Politics

From One Prize to Another

Will Al Gore now run for the White House?

Al Gore

Al Gore is a winner. Al Gore was right. One of the best things for Al Gore about winning the Nobel Peace Prize is that the sound bites are finally all on his side. For decades the two-term vice president has been championing environmental causes and until recently often received public scorn and derision. Now he’s been rewarded with one of the most coveted prizes on the planet.

This reversal in Gore’s fortunes is extraordinary. He’s not only seen a rolling vindication of his environmental activism as the world becomes more consumed with combating global climate change, but his prewar warnings about the conflict in Iraq now look prescient. Meanwhile, George Bush—the other political scion with whom Gore will forever be linked because of their bitter election fight in 2000—has followed almost exactly the opposite trajectory. Unpopular and increasingly criticized by many in his own party, Bush’s legacy will be the broken war. While Gore is lauded for his prescience and insight, Bush will for some time—perhaps forever—be best known for lacking those same qualities.

So, what does Al do with this prize? Wear it around his neck? Gore is meeting today with advisers to discuss how he will channel the new surge of publicity into the cause. One of those advisers told me the award will not change Gore’s political calculation. He’s just not running. If anything, the prize only puts more momentum behind his global-warming crusade. “It’s a great honor for him,” said the adviser, “but it’s a bigger honor for the issue. It’s huge for the issue. Think about how far things have moved in the last couple of years because of his work.”

Of course, this could all change as his phone keeps ringing and the petitions to enter the election keep coming in. Many of those advisers helping him deal with the incoming praise, requests, and gold-plated sucking up—”a pleasant dilemma, indeed,” as one put it—could certainly turn around in a moment and plot a political campaign.

Gore will have to face the toughest test of political instinct. His father used to joke that politicians usually listen to the one person in the room who wants them to run for higher office—ignoring the other 99 who are all saying, “Don’t do it.” Gore may now face the reverse situation. Petitions to draft Gore into the race are already circulating. What makes Gore such a powerful force in Democratic politics is that he is also emblematic of an entire set of arguments. For many, his rise is a natural rebuke of the current president, but it’s also become a rebuke of the perverted political process in which style is rewarded over substance. This is an argument that Gore expands on and applies to policy in his recent book The Assault on Reason.
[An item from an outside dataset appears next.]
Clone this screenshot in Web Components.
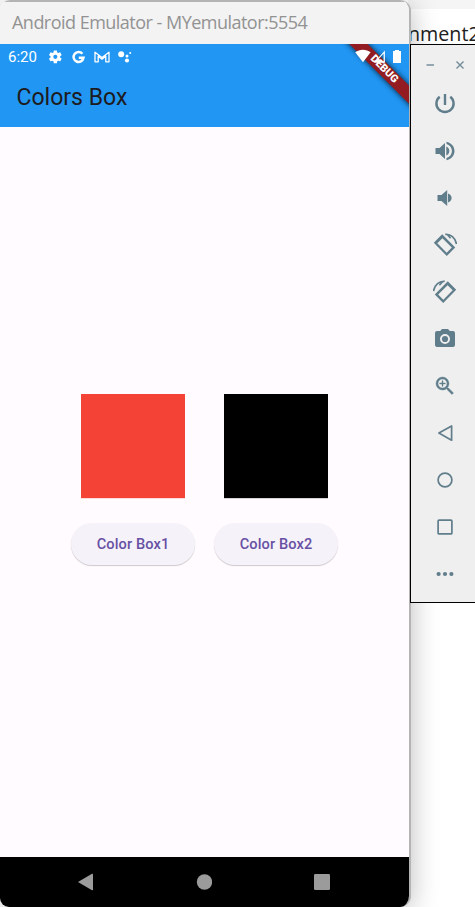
<!DOCTYPE html>
<html lang="en">
<head>
<meta charset="utf-8">
<title>Android Emulator</title>
<style>
html,body{margin:0;height:907px;overflow:hidden;background:#fff}
</style>
</head>
<body>
<emulator-desktop></emulator-desktop>
<script>
const define = (name, html) => customElements.define(name, class extends HTMLElement {
  constructor() {
    super();
    const t = document.createElement('template');
    t.innerHTML = html;
    this.attachShadow({mode: 'open'}).appendChild(t.content.cloneNode(true));
  }
});

const rotate = '<path fill-rule="evenodd" d="M9.200 1.200 22.200 14.400 13.800 23 .8 9.800zM9.400 5.200 4.300 10.300 13.700 19.700 18.800 14.600z"/><path fill="none" stroke="currentColor" stroke-width="1.600" d="M12.300 1.400c5.400-.6 10 3.400 11.200 9.600M14.400 1.800l3.200 3.400"/>';
const glyphs = {
  power: '<path fill="none" stroke="currentColor" stroke-width="2.400" d="M6.700 4.700a8.600 8.600 0 1 0 10.600 0M12 2v11"/>',
  volumeUp: '<path d="M2.500 9v6h4l5.500 5V4L6.500 9h-4zM13.300 7.500v9c1.900-.8 3-2.500 3-4.500s-1.100-3.700-3-4.500zM13.500 2.700v2.400c3.100.8 5.400 3.600 5.400 6.900s-2.300 6.100-5.400 6.900v2.400c4.600-.9 8-4.800 8-9.300s-3.400-8.400-8-9.300z"/>',
  volumeDown: '<path d="M4.500 9v6h4l5.700 5V4L8.500 9h-4zM15 7.500v9c2.300-.7 3.600-2.400 3.600-4.500S17.300 8.200 15 7.500z"/>',
  rotateLeft: rotate,
  rotateRight: '<g transform="matrix(-1 0 0 1 24 0)">' + rotate + '</g>',
  camera: '<path fill-rule="evenodd" d="M9 2 7.200 4H4a2 2 0 0 0-2 2v12c0 1.100.9 2 2 2h16a2 2 0 0 0 2-2V6a2 2 0 0 0-2-2h-3.200L15 2H9zm3 5a5 5 0 1 1 0 10 5 5 0 0 1 0-10z"/><circle cx="12" cy="12" r="3.100"/>',
  zoom: '<path d="M15.500 14h-.79l-.28-.27A6.470 6.470 0 0 0 16 9.500 6.500 6.500 0 1 0 9.500 16c1.610 0 3.090-.59 4.230-1.570l.27.28v.79l5 4.990L20.490 19l-4.990-5zm-6 0C7.010 14 5 11.990 5 9.500S7.010 5 9.500 5 14 7.010 14 9.500 11.990 14 9.500 14zM12.300 9h-2.300V6.700H9V9H6.700v1H9v2.300h1V10h2.300z" stroke="currentColor" stroke-width=".4"/>',
  back: '<path fill="none" stroke="currentColor" stroke-width="1.700" stroke-linejoin="round" d="M18.600 5v14.200L5.900 12.100z"/>',
  home: '<circle cx="12" cy="12" r="6.900" fill="none" stroke="currentColor" stroke-width="1.700"/>',
  overview: '<rect x="5.100" y="5.100" width="13.800" height="13.800" rx="1" fill="none" stroke="currentColor" stroke-width="1.700"/>',
  more: '<circle cx="5.600" cy="12" r="2.100"/><circle cx="12" cy="12" r="2.100"/><circle cx="18.400" cy="12" r="2.100"/>'
};
customElements.define('tool-icon', class extends HTMLElement {
  constructor() { super(); this.attachShadow({mode: 'open'}); }
  connectedCallback() {
    const s = this.getAttribute('size') || 24;
    this.shadowRoot.innerHTML = `<style>:host{display:flex;align-items:center;justify-content:center;height:47px;color:#607d8b}svg{display:block}</style>
      <svg width="${s}" height="${s}" viewBox="0 0 24 24" fill="currentColor">${glyphs[this.getAttribute('name')]}</svg>`;
  }
});

define('title-bar', `<style>
:host{display:flex;align-items:center;height:44px;box-sizing:border-box;padding:0 0 2px 12px;background:#f3f3f3;color:#929292;font:18px/24px "Open Sans","Noto Sans",sans-serif;white-space:nowrap;border-top:2px solid #b4b4b4}
span{letter-spacing:-.52px}
</style><span><slot></slot></span>`);

define('status-bar', `<style>
:host{display:flex;align-items:center;height:26px;padding:0 8px;box-sizing:border-box;color:#fff;font:15px/26px Roboto,sans-serif}
svg{display:block;flex:none}
.time{width:40px}
</style>
<span class="time">6:20</span>
<svg width="92" height="26" viewBox="48 44 92 26" fill="#fff">
<g transform="translate(47.300 48.800) scale(.67)"><path d="M19.140 12.940c.04-.3.060-.61.060-.94s-.02-.64-.07-.94l2.030-1.580c.18-.14.230-.41.120-.61l-1.920-3.320c-.12-.22-.37-.29-.59-.22l-2.390.96c-.5-.38-1.030-.7-1.620-.94l-.36-2.540c-.04-.24-.24-.41-.48-.41h-3.840c-.24 0-.43.170-.47.410l-.36 2.540c-.59.240-1.130.57-1.620.94l-2.390-.96c-.22-.08-.47 0-.59.220L2.740 8.870c-.12.210-.08.470.12.610l2.030 1.580c-.05.300-.09.630-.09.940s.02.640.07.940l-2.030 1.580c-.18.140-.23.410-.12.610l1.920 3.320c.12.220.37.290.59.220l2.390-.96c.5.380 1.030.7 1.620.94l.36 2.540c.05.240.24.410.48.410h3.840c.24 0 .44-.17.470-.41l.36-2.540c.59-.24 1.130-.56 1.620-.94l2.390.96c.22.080.47 0 .59-.22l1.920-3.320c.12-.22.070-.47-.12-.61l-2.010-1.580zM12 15.100A3.100 3.100 0 1 1 12 8.900a3.100 3.100 0 0 1 0 6.200z"/></g>
<path d="M82.400 53.700a5 5 0 1 0 1.100 4.100H78.800" fill="none" stroke="#fff" stroke-width="2.500"/>
<path d="M95 52.200l7 5.300 7-5.300v9.600h-3.200v-5.600L102 59.200l-3.800-3v5.600H95z" fill="none" stroke="#fff" stroke-width="1.300" stroke-linejoin="round"/>
<circle cx="121.200" cy="54.300" r="3"/><circle cx="127" cy="56" r="1.500"/><circle cx="130.200" cy="53" r="1"/><circle cx="127" cy="60.500" r="2.100"/>
</svg>`);

define('debug-banner', `<style>
:host{position:absolute;top:0;right:0;width:76px;height:76px;overflow:hidden;display:block}
.band{position:absolute;left:-9px;top:18.700px;width:120px;height:12.600px;background:#921c21;box-shadow:0 0 5px 1px #0009;transform:rotate(45deg);text-align:center;color:#fff;font:900 10.700px/12.600px Roboto,sans-serif}
svg{position:absolute;right:0;top:0}
</style>
<div class="band">DEBUG</div>
<svg width="60" height="26" viewBox="349 44 60 26" fill="#fff"><path d="M355.200 52.300c4.300-3.400 11.100-3.400 15.400 0L363 62.200z"/><path d="M384.900 50.500v12.300h-11zM383.600 53.600l-4.800 5.500 4.800 2.500z" fill-rule="evenodd"/><path d="M395 50h4v1.100h2V63h-8V51.100h2z"/></svg>`);

define('app-bar', `<style>
:host{display:block;position:relative;height:83px;background:#2196f3;overflow:hidden}
h1{margin:0;padding:10px 0 0 16.500px;font:400 23px/36px Roboto,sans-serif;color:#1d1b20}
</style><status-bar></status-bar><h1><slot></slot></h1><debug-banner></debug-banner>`);

define('color-box', `<style>
:host{display:block;width:104px;height:104px;background:var(--fill);box-shadow:0 .4px 0 var(--edge)}
</style>`);

define('pill-button', `<style>
:host{display:block;box-sizing:border-box;width:124px;height:42px;border-radius:21px;background:#f6f2f9;box-shadow:0 1px 1px #0003;color:#6750a4;text-align:center;font:500 14.600px/42px Roboto,sans-serif;letter-spacing:.1px}
</style><slot></slot>`);

define('box-column', `<style>
:host{display:flex;flex-direction:column;align-items:center;gap:25px}
</style><slot></slot>`);

define('nav-bar', `<style>
:host{display:flex;align-items:center;justify-content:space-between;height:50px;padding:0 79px 0 77px;background:#000;box-sizing:border-box}
svg{display:block}
</style>
<svg width="16" height="18" fill="#9b9b9b"><path d="M1 9 15 .8Q16 .5 16 1.500V16.500Q16 17.500 15 17.200Z"/></svg>
<svg width="16" height="16" fill="#9b9b9b"><circle cx="8.500" cy="8" r="7.700"/></svg>
<svg width="16" height="16" fill="#9b9b9b"><rect width="16" height="16" rx="1.200"/></svg>`);

define('phone-window', `<style>
:host{display:flex;flex-direction:column;box-sizing:border-box;width:411px;height:907px;border-right:2px solid #b4b4b4;border-radius:10px 11px 11px 9px;overflow:hidden;position:relative;z-index:1;background:#fffbff;box-shadow:0 4px 28px #0004}
main{flex:1;display:flex;justify-content:center;align-items:flex-start;gap:19px;padding-top:267px;box-sizing:border-box}
</style>
<title-bar>Android Emulator - MYemulator:5554</title-bar>
<app-bar>Colors Box</app-bar>
<main>
<box-column><color-box style="--fill:#f44336;--edge:#faa"></color-box><pill-button>Color Box1</pill-button></box-column>
<box-column><color-box style="--fill:#000;--edge:#999"></color-box><pill-button>Color Box2</pill-button></box-column>
</main>
<nav-bar></nav-bar>`);

define('side-tools', `<style>
:host{display:block;box-sizing:border-box;width:69px;height:559px;border:1px solid #000;border-right:0;background:#efefef;position:relative;z-index:2}
.win{display:flex;height:35px;padding:5px 0 0 15px;box-sizing:border-box}
svg{display:block}
</style>
<div class="win"><svg width="44" height="30" fill="none" stroke="#8499a4" stroke-width="1.700"><path d="M.5 15H8"/><path stroke="#718b98" stroke-width="1.400" d="m30.500 11.500 7 7m0-7-7 7"/></svg></div>
<tool-icon name="power"></tool-icon><tool-icon name="volumeUp"></tool-icon><tool-icon name="volumeDown"></tool-icon><tool-icon name="rotateLeft"></tool-icon><tool-icon name="rotateRight"></tool-icon><tool-icon name="camera"></tool-icon><tool-icon name="zoom"></tool-icon><tool-icon name="back"></tool-icon><tool-icon name="home"></tool-icon><tool-icon name="overview"></tool-icon><tool-icon name="more"></tool-icon>`);

define('emulator-desktop', `<style>
:host{display:flex;width:475px;height:907px;overflow:hidden;background:#fff}
aside{width:65px;margin-left:-1px;flex:none}
phone-window{flex:none}
.behind{height:44px;box-sizing:border-box;border-top:9px solid #f5f5f5;padding:12px 0 0;margin-left:-2px;color:#202020;font:19.700px/26px "Open Sans","Noto Sans",sans-serif;white-space:nowrap}
</style>
<phone-window></phone-window>
<aside><div class="behind">nment2</div><side-tools></side-tools></aside>`);
</script>
</body>
</html>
The latest polling in early September from CNN had Gore at 13 percent in the Democratic primary field. But polls this summer in Michigan and New Hampshire showed him nearly topping the Democratic field (though there are some questions about the methodology in Michigan and New Hampshire). The latest Gallup poll shows that while many in the Democratic Party may love him, the general picture is more mixed. Fifty percent of the country has a favorable view. Forty-two percent does not. These numbers are fairly meaningless, though, since the polls were taken before Friday morning’s news.

There are many other reasons for Gore not to want to run. He is, by all accounts, happy. He’s got a great life full of comfort and a stack of opportunities to do good while enjoying the comforts of fame and international renown. “He is now on a different path,” his former top strategist Carter Eskew is fond of saying. Even the most popular politician in the world has to suffer through the drudgery of party dinners and frivolous symbolic speeches. Gore always hated that part of the job. Plus, to win the presidency, he’d have to fight Hillary Clinton—which would be ugly.

Even if Gore doesn’t run, there will continue to be a race for his endorsement. Advisers say he might endorse, but he also might not. John Edwards put down the first marker for that. I got an e-mail from the Edwards campaign in the same 5 a.m. e-mail dump that brought the news alert that Gore had won. (As of 10 a.m., he was still winning the suck-up race, with no other competition among his rivals.)

For Gore’s critics, today will be a day to rail, reiterating that global warming is a myth and the prize a purely political act. What did his actions have to do with peace? Is he really as great as Martin Luther King Jr., who also won the prize? The tide of popular sentiment will be against these naysayers. Some might have a point, but the majority of them will probably look lonely and bitter. They will be ridiculed for their obtuse views and maybe even parodied on Saturday Night Live as flat-earth wackos. They will, in short, have an opportunity to feel what it used to be like being Al Gore.